• **Brief**: Copy each line that contains the word "with".

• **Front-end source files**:
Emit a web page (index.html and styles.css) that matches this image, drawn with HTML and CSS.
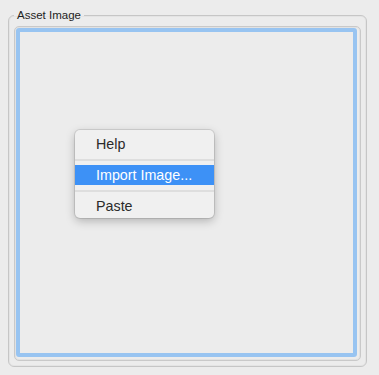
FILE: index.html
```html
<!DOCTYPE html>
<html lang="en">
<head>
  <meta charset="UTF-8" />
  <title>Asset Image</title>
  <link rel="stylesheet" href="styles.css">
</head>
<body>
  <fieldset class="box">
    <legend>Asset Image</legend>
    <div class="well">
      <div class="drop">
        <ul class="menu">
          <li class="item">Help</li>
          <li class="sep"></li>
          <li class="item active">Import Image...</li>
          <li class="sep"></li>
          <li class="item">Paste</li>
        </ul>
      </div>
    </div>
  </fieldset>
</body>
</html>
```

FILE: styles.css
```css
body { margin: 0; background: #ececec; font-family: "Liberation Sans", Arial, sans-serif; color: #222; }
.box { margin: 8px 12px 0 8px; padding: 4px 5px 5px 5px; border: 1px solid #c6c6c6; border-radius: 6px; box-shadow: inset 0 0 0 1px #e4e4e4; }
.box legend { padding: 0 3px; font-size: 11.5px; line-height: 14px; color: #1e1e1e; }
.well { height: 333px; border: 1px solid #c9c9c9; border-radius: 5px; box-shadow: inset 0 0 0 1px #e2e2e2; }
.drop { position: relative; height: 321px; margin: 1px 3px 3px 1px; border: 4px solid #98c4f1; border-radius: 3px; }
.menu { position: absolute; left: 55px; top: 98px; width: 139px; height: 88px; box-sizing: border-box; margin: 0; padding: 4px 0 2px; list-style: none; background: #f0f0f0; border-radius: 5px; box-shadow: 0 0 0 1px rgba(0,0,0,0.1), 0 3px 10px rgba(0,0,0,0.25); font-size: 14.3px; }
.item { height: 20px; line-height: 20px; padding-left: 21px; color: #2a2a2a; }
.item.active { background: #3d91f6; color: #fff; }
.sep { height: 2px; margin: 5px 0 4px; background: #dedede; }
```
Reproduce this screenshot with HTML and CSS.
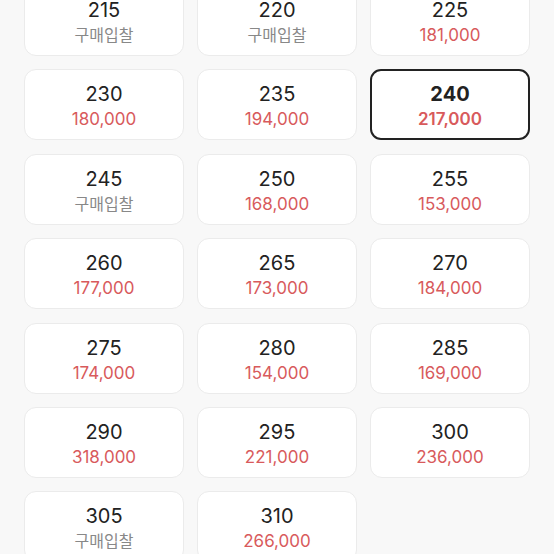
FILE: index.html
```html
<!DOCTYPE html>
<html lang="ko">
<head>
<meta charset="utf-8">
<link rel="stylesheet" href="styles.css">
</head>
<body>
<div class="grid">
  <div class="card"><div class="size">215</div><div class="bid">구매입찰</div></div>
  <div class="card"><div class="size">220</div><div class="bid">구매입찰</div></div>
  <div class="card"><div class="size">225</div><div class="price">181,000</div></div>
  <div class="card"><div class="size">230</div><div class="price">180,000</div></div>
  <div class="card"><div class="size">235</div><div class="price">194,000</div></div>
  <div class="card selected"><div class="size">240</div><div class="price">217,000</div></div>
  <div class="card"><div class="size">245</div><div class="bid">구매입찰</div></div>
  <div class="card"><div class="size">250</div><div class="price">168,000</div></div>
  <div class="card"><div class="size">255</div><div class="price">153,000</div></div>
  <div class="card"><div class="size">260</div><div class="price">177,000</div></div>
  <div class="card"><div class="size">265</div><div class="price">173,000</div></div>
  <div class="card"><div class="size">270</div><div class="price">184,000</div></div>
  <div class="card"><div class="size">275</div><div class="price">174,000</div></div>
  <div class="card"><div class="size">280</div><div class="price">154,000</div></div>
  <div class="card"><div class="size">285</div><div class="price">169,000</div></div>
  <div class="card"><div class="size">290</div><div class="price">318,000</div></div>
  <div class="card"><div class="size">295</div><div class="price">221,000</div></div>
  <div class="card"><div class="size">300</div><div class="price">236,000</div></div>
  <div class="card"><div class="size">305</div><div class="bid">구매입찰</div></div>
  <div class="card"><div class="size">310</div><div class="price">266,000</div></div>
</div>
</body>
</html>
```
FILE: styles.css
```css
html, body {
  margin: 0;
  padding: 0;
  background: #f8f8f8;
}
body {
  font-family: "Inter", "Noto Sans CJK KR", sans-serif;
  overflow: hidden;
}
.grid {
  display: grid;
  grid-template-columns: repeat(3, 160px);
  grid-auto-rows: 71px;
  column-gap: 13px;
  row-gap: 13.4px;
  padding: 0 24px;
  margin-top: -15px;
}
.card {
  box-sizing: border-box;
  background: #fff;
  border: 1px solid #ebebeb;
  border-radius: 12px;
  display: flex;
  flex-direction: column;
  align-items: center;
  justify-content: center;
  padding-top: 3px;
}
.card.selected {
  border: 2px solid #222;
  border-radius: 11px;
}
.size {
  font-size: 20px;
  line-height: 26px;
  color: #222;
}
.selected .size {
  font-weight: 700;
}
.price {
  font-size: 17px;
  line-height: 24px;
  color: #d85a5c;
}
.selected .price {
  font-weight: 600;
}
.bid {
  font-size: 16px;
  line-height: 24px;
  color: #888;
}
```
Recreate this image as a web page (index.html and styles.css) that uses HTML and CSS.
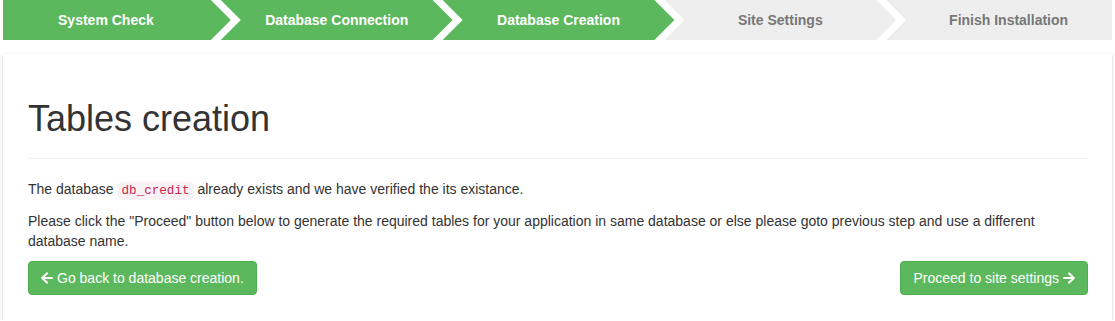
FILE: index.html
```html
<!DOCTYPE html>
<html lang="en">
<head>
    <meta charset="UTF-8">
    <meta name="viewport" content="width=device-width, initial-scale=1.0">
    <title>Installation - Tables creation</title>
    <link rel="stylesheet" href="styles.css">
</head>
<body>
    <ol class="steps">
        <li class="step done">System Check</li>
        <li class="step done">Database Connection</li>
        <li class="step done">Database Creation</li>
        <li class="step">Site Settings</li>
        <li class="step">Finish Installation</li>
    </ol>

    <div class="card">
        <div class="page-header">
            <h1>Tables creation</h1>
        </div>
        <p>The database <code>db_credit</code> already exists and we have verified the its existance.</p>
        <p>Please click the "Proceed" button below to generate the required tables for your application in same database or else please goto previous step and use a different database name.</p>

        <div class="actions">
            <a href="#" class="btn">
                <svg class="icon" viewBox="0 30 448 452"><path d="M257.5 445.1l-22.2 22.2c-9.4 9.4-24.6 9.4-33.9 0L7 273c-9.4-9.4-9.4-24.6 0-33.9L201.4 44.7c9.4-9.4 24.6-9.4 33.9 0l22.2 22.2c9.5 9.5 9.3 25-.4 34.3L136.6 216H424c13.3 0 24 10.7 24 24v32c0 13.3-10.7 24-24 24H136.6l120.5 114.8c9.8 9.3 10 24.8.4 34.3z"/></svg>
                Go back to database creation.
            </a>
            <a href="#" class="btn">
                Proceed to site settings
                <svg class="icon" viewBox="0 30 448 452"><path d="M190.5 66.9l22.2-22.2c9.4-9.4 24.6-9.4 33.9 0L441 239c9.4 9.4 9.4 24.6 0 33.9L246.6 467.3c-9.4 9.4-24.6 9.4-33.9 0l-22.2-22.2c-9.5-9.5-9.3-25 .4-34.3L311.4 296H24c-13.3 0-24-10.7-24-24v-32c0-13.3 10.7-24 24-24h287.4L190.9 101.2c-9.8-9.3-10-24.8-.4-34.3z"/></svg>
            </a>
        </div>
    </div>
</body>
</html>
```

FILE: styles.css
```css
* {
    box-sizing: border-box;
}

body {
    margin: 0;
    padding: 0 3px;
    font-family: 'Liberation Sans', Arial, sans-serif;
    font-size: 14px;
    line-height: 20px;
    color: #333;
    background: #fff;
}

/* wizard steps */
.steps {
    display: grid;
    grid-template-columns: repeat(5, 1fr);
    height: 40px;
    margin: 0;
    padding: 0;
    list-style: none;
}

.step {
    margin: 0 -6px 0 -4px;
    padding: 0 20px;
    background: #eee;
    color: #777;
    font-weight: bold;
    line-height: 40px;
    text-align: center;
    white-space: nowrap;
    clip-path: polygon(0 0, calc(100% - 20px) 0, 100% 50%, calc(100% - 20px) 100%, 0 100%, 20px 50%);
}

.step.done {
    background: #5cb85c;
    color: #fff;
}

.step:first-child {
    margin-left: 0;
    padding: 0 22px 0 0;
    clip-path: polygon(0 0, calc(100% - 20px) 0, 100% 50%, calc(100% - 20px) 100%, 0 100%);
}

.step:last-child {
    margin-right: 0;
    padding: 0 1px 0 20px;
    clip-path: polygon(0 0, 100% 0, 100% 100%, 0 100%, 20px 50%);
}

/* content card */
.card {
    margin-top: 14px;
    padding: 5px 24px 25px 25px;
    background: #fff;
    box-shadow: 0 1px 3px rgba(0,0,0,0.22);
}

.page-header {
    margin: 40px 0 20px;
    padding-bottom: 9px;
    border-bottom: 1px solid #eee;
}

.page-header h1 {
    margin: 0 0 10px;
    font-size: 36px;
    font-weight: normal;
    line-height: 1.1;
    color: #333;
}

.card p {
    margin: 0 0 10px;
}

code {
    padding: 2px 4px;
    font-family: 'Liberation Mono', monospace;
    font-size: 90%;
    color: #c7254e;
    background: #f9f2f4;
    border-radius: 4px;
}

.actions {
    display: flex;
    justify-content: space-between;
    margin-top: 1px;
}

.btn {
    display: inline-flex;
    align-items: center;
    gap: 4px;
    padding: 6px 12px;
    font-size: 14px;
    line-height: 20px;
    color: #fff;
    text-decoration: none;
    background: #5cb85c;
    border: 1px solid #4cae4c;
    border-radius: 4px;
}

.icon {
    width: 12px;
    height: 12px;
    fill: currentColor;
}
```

• **Answer to this exercise**:
Emit a web page (index.html and styles.css) that matches this image, drawn with HTML and CSS.
Reproduce this screenshot with HTML and CSS.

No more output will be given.